EXHIBIT 3.3
 
                          SIXTH AMENDED AND RESTATED
                         CERTIFICATE OF INCORPORATION
                                      OF
                              CELL PATHWAYS, INC.


                                      I.

     The name of the corporation is Cell Pathways, Inc. (the "Corporation").

                                      II.

     The address of the registered office of the Corporation in the State of
Delaware is 1013 Centre Road, City of Wilmington, County of New Castle, and the
name of the registered agent of the Corporation in the State of Delaware at such
address is Corporation Service Company.

                                     III.

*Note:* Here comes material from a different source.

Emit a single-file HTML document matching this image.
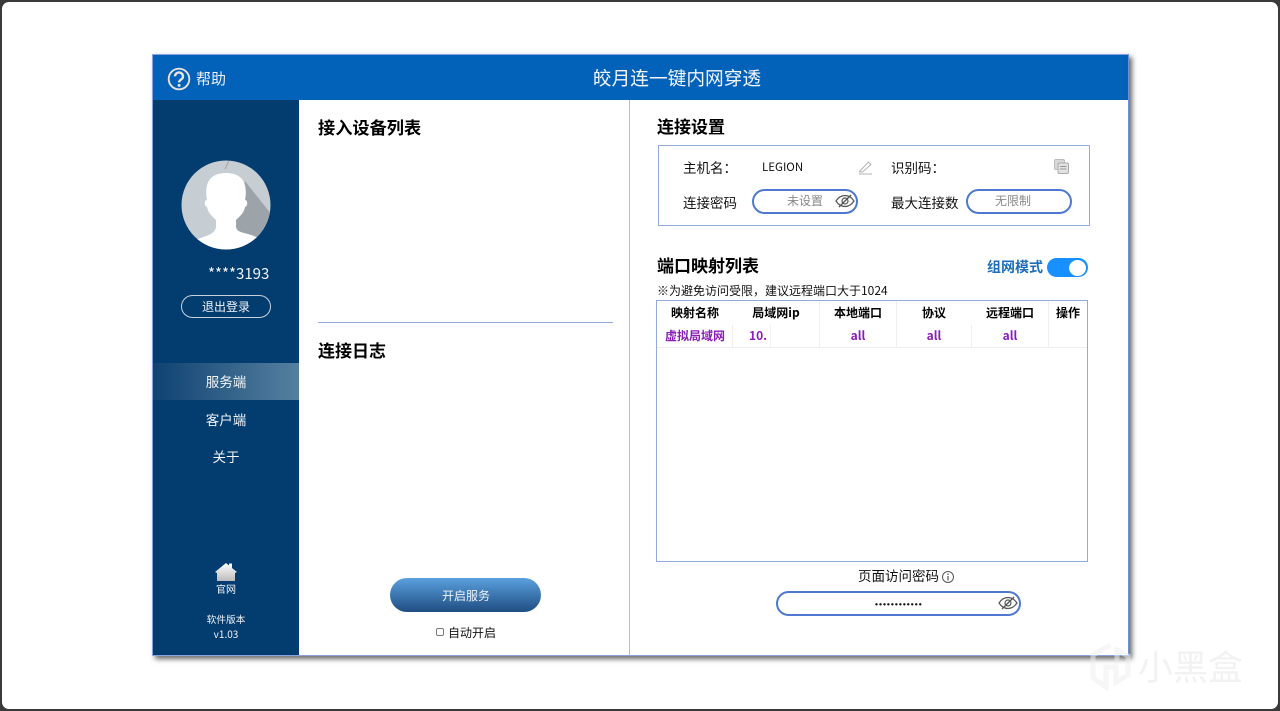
<!DOCTYPE html>
<html><head><meta charset="utf-8"><style>
html,body{margin:0;padding:0;width:1280px;height:711px;overflow:hidden;background:#3a3a3a}
*{box-sizing:border-box}
body{font-family:"Noto Sans CJK SC","Liberation Sans",sans-serif;color:#111}
.t{position:absolute;white-space:nowrap;line-height:1;}
.b{font-weight:700;color:#000}
.c{transform:translateX(-50%)}
#win{position:absolute;left:2px;top:2px;width:1276px;height:707px;background:#fff;border-radius:7px}
#app{position:absolute;left:152px;top:54px;width:977px;height:602px;background:#fff;box-shadow:3px 3px 5px rgba(0,0,0,.6);border:1px solid #8aa3de;border-right-color:#6f8fd0}
.abs{position:absolute}
.pill{position:absolute;border:2px solid #4f78d0;border-radius:15px;background:#fff}
</style></head><body>
<div id="win"></div>
<div id="app"></div>
<div class="abs" style="left:153px;top:55px;width:975px;height:45px;background:#0261b8"></div>
<div class="abs" style="left:153px;top:100px;width:146px;height:555px;background:#033c6e"></div>
<div class="abs" style="left:153px;top:363px;width:146px;height:37px;background:linear-gradient(90deg,#0f4272,#55809f)"></div>
<div class="abs" style="left:629px;top:100px;width:1px;height:555px;background:#bdbdbd"></div>
<div class="abs" style="left:318px;top:322px;width:295px;height:1px;background:#93a9de"></div>

<svg class="abs" style="left:167px;top:67px" width="24" height="24" viewBox="0 0 24 24"><circle cx="12" cy="12" r="10.300" fill="none" stroke="#e6e3dc" stroke-width="1.900"/><path d="M8 9.300a4 3.800 0 1 1 6.400 3c-1.500 1-2.300 1.600-2.300 3.100" fill="none" stroke="#e6e3dc" stroke-width="2.400"/><circle cx="12.100" cy="18.400" r="1.500" fill="#e6e3dc"/></svg>
<div class="t" style="left:196px;top:71px;font-size:15px;color:#eef2f7">帮助</div>
<div class="t c" style="left:677px;top:69px;font-size:18.700px;color:#f2f5fa">皎月连一键内网穿透</div>

<svg class="abs" style="left:181px;top:160px" width="90" height="90" viewBox="0 0 90 90"><defs><clipPath id="cp"><circle cx="45" cy="45" r="44.500"/></clipPath></defs><g clip-path="url(#cp)"><rect width="90" height="90" fill="#c6ced4"/><path d="M64 21L90 54V95H40Z" fill="#9ca4a9"/><path d="M8 84C17 76 35 77 35 66V60C31 56 27 53 26 47 23 46 23 40 26 40 24 30 24 13 45 13 66 13 66 30 64 40 67 40 67 46 64 47 63 53 59 56 55 60V66C55 75 68 71 80 80L70 95H20Z" fill="#fff"/><path d="M48 1L44 9" stroke="#a8a49e" stroke-width="1"/></g></svg>
<div class="t" style="left:208px;top:266px;font-size:15px;color:#f1f4f8">****3193</div>
<div class="abs" style="left:181px;top:295px;width:90px;height:23px;border:1px solid #c5d2df;border-radius:12px"></div>
<div class="t c" style="left:226px;top:301px;font-size:12px;color:#f1f4f8">退出登录</div>
<div class="t c" style="left:226px;top:375px;font-size:13.500px;color:#f1f4f8">服务端</div>
<div class="t c" style="left:226px;top:413px;font-size:13.500px;color:#f1f4f8">客户端</div>
<div class="t c" style="left:226px;top:450px;font-size:13.500px;color:#f1f4f8">关于</div>
<svg class="abs" style="left:214px;top:562px" width="24" height="20" viewBox="0 0 24 20"><defs><linearGradient id="h" x1="0" y1="0" x2="0" y2="1"><stop offset="0" stop-color="#fff"/><stop offset="1" stop-color="#bbb"/></linearGradient></defs><path d="M1 10L12 1 15 3.500V1.500H18V6L23 10 21 11V19H3V11Z" fill="url(#h)"/></svg>
<div class="t c" style="left:226px;top:584px;font-size:10px;color:#eef2f7">官网</div>
<div class="t c" style="left:226px;top:615px;font-size:9.700px;color:#eef2f7">软件版本</div>
<div class="t c" style="left:226px;top:629px;font-size:10px;color:#eef2f7">v1.03</div>

<div class="t b" style="left:318px;top:118px;font-size:17.200px">接入设备列表</div>
<div class="t b" style="left:318px;top:341px;font-size:17px">连接日志</div>
<div class="abs" style="left:390px;top:578px;width:151px;height:34px;border-radius:17px;background:linear-gradient(180deg,#5aa0de,#1f4d82)"></div>
<div class="t c" style="left:466px;top:590px;font-size:12px;color:#eef3f8">开启服务</div>
<div class="abs" style="left:436px;top:628px;width:8px;height:8px;border:1px solid #777;border-radius:2px"></div>
<div class="t" style="left:448px;top:627px;font-size:12px">自动开启</div>

<div class="t b" style="left:657px;top:117px;font-size:17px">连接设置</div>
<div class="abs" style="left:658px;top:145px;width:432px;height:81px;border:1px solid #93a9de"></div>
<div class="t" style="left:683px;top:161px;font-size:13.500px">主机名：</div>
<div class="t" style="left:762px;top:162px;font-size:11.500px">LEGION</div>
<svg class="abs" style="left:858px;top:160px" width="15" height="15" viewBox="0 0 15 15"><path d="M1.500 11.500L10.500 2 13 4.500 4.500 12H1.500ZM1 14H14" fill="none" stroke="#b5b5b5" stroke-width="1"/></svg>
<div class="t" style="left:891px;top:161px;font-size:13.500px">识别码：</div>
<svg class="abs" style="left:1053px;top:158px" width="17" height="17" viewBox="0 0 17 17"><rect x="1.500" y="1.500" width="10" height="10" rx="1.500" fill="#d8d8d8" stroke="#bbb"/><rect x="5" y="5" width="10.500" height="10.500" rx="1.500" fill="#e2e2e2" stroke="#aaa"/><path d="M7 8.500H13.500M7 11H13.500" stroke="#999"/></svg>
<div class="t" style="left:683px;top:196px;font-size:13.500px">连接密码</div>
<div class="pill" style="left:752px;top:189px;width:106px;height:25px"></div>
<div class="t" style="left:787px;top:195px;font-size:12px;color:#888">未设置</div>
<svg class="abs" style="left:835px;top:193px" width="20" height="16" viewBox="0 0 20 16"><path d="M1 8C4 3.500 7 2.500 10 2.500S16 3.500 19 8C16 12.500 13 13.500 10 13.500S4 12.500 1 8Z" fill="none" stroke="#555" stroke-width="1.200"/><circle cx="10" cy="8" r="3" fill="none" stroke="#555" stroke-width="1.200"/><path d="M4 14L16 2" stroke="#555" stroke-width="1.300"/></svg>
<div class="t" style="left:891px;top:196px;font-size:13.500px">最大连接数</div>
<div class="pill" style="left:966px;top:189px;width:106px;height:25px"></div>
<div class="t c" style="left:1013px;top:195px;font-size:12px;color:#888">无限制</div>

<div class="t b" style="left:657px;top:256px;font-size:17px">端口映射列表</div>
<div class="t b" style="left:987px;top:260px;font-size:14px;color:#1c6fba">组网模式</div>
<div class="abs" style="left:1047px;top:258px;width:41px;height:19px;border-radius:10px;background:#1890ff"></div>
<div class="abs" style="left:1069px;top:259.500px;width:17px;height:16px;border-radius:50%;background:#fff"></div>
<div class="t" style="left:657px;top:285px;font-size:12px">※为避免访问受限，建议远程端口大于1024</div>

<div class="abs" style="left:656px;top:300px;width:432px;height:262px;border:1px solid #93a9de"></div>
<div class="abs" style="left:657px;top:347px;width:430px;height:1px;background:#eee"></div>
<div class="abs" style="left:732px;top:325px;width:1px;height:22px;background:#eee"></div>
<div class="abs" style="left:770px;top:325px;width:1px;height:22px;background:#f2f2f2"></div>
<div class="abs" style="left:819px;top:301px;width:1px;height:46px;background:#eee"></div>
<div class="abs" style="left:896px;top:301px;width:1px;height:46px;background:#eee"></div>
<div class="abs" style="left:971px;top:325px;width:1px;height:22px;background:#eee"></div>
<div class="abs" style="left:1048px;top:301px;width:1px;height:46px;background:#eee"></div>
<div class="t c b" style="left:695px;top:307px;font-size:12px">映射名称</div>
<div class="t c b" style="left:776px;top:307px;font-size:12px">局域网ip</div>
<div class="t c b" style="left:858px;top:307px;font-size:12px">本地端口</div>
<div class="t c b" style="left:934px;top:307px;font-size:12px">协议</div>
<div class="t c b" style="left:1010px;top:307px;font-size:12px">远程端口</div>
<div class="t c b" style="left:1068px;top:307px;font-size:12px">操作</div>
<div class="t c b" style="left:695px;top:330px;font-size:12px;color:#8a1cb8">虚拟局域网</div>
<div class="t b" style="left:749px;top:330px;font-size:12px;color:#8a1cb8">10.</div>
<div class="t c b" style="left:858px;top:330px;font-size:12px;color:#8a1cb8">all</div>
<div class="t c b" style="left:934px;top:330px;font-size:12px;color:#8a1cb8">all</div>
<div class="t c b" style="left:1010px;top:330px;font-size:12px;color:#8a1cb8">all</div>

<div class="t" style="left:858px;top:569px;font-size:13.500px">页面访问密码</div>
<svg class="abs" style="left:941px;top:570px" width="14" height="14" viewBox="0 0 14 14"><circle cx="7" cy="7" r="5.500" fill="none" stroke="#555"/><path d="M7 6V10.500M7 3.500V5" stroke="#555" stroke-width="1.200"/></svg>
<div class="pill" style="left:776px;top:591px;width:245px;height:25px"></div>
<div class="t" style="left:875px;top:600px;font-size:8.500px;letter-spacing:1px;font-weight:700;font-family:'Liberation Sans',sans-serif">••••••••••••</div>
<svg class="abs" style="left:998px;top:595px" width="20" height="16" viewBox="0 0 20 16"><path d="M1 8C4 3.500 7 2.500 10 2.500S16 3.500 19 8C16 12.500 13 13.500 10 13.500S4 12.500 1 8Z" fill="none" stroke="#555" stroke-width="1.200"/><circle cx="10" cy="8" r="3" fill="none" stroke="#555" stroke-width="1.200"/><path d="M4 14L16 2" stroke="#555" stroke-width="1.300"/></svg>

<svg class="abs" style="left:1088px;top:640px" width="46" height="54" viewBox="0 0 46 54"><path d="M22 5L5 15V38L18 47V27H28V42L40 35V16L29 10V21" fill="none" stroke="#eeeeee" stroke-opacity=".55" stroke-width="5"/></svg>
<div class="t" style="left:1138px;top:648px;font-size:35px;color:#e8e8e8;opacity:.55">小黑盒</div>
</body></html>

     The purpose of the Corporation is to engage in any lawful act or activity
for which a corporation may be organized under the General Corporation Law of
the State of Delaware.

                                      IV.

     A.   Upon the effectiveness of this Sixth Amended and Restated Certificate
of Incorporation, every 1.8157 outstanding shares of Common Stock of the
Corporation shall be combined into one share of Common Stock (the "Reverse
Split").  No fractional shares of Common Stock shall be issued in connection
therewith, and each stockholder otherwise entitled to receive a fractional share
shall receive the next lower whole number of shares of Common Stock.

     B.   Upon the effectiveness of the Reverse Split, the Corporation shall be
authorized to issue two classes of stock to be designated, respectively, "Common
Stock" and "Preferred Stock".  The total number of shares that the Corporation
shall be authorized to issue is twenty-seven million (27,000,000) shares.
Twenty-five million (25,000,000) shares shall be Common Stock, each having a par
value of One Cent ($.01).  Two million (2,000,000) shares shall be Preferred
Stock, each having a par value of One Cent ($.01).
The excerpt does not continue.